When I entered the Upper House in 1945, Philosophy lectures and examinations were in Latin. Does anyone remember “the November handicaps” grilling in the Old Theatre, when students’ names were picked out of a hat at random, to be questioned in their studies in front of the Rector and Prefect of Discipline, as well as their peers, who hoped they would not be the next victim!

The seminary diet was fairly spartan, and not simply during the war years. Breakfast at 7.45am was of porridge with syrup (“treck”), and lunch was at 1pm, with a main course and pudding. Teatime was at 4.45pm, of tea and dry bread, with supper at 7pm. I particularly remember Sunday evening suppers with Spam (x2), bread and butter. During the main meals there was reading, occasionally from an interesting book (e.g. “The Most Haunted House in Britain” – later shown to a fake – and “The Worst Journey in the World” – to the South Pole). Overall, the heavy, starchy intake led to boils for some, and constipation for others…but we survived.
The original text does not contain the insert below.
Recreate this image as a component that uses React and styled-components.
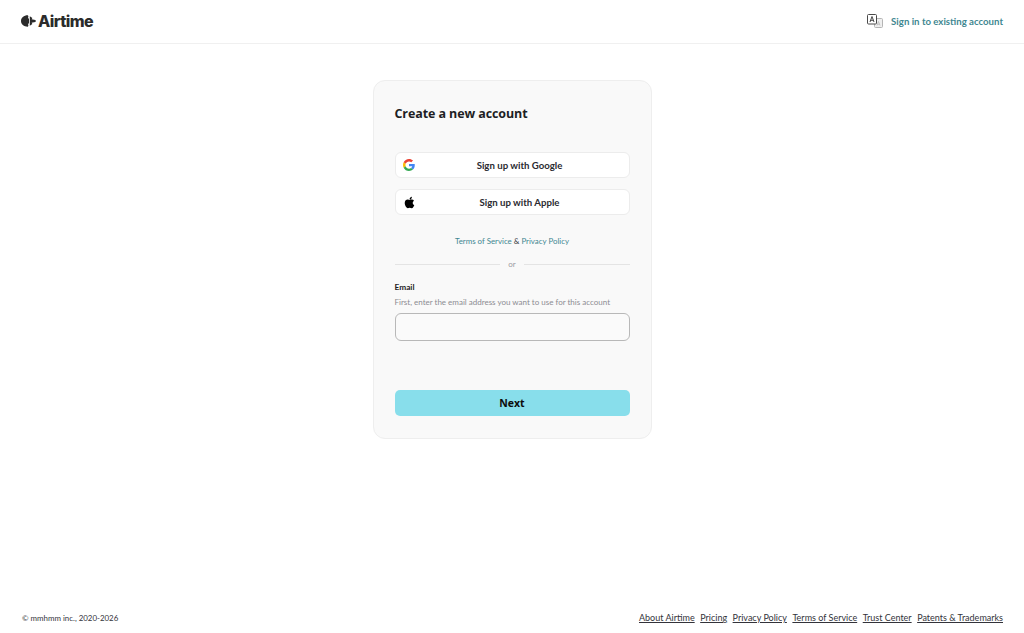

Outdoor recreation was seen as important for physical health and wellbeing, and Tuesday and Thursday afternoons, free from study, as well as a free period after lunch on other days, were assigned for compulsory sport, or walks, or work on “the diggings” (the lower field opposite the East Wing) which was being drained and levelled with shovels and wheelbarrows, using railway lines and trucks acquired from some small coal mine locally. The student supervisor was “The Gaffer.”

After the War, all the students “called up” began to return, taking up their studies where they had left off, and some new students joined us also. Several returnees who had been sergeants tended to socialise together, smoking furiously in part of the common room known, at least for a time, as “The Sergeants’ Mess”.

The day the War in Europe ended (VE Day), there was wild rejoicing in the College, with three days off study. We hastily arranged concerts and one act plays, and I recall an impromptu rugby match, refereed by Alex Jones. At its conclusion, he found himself tossed into the lake, and boats from the lake, long unrepaired for lack of materials in wartime, then formed the basis of a glorious and celebratory bonfire!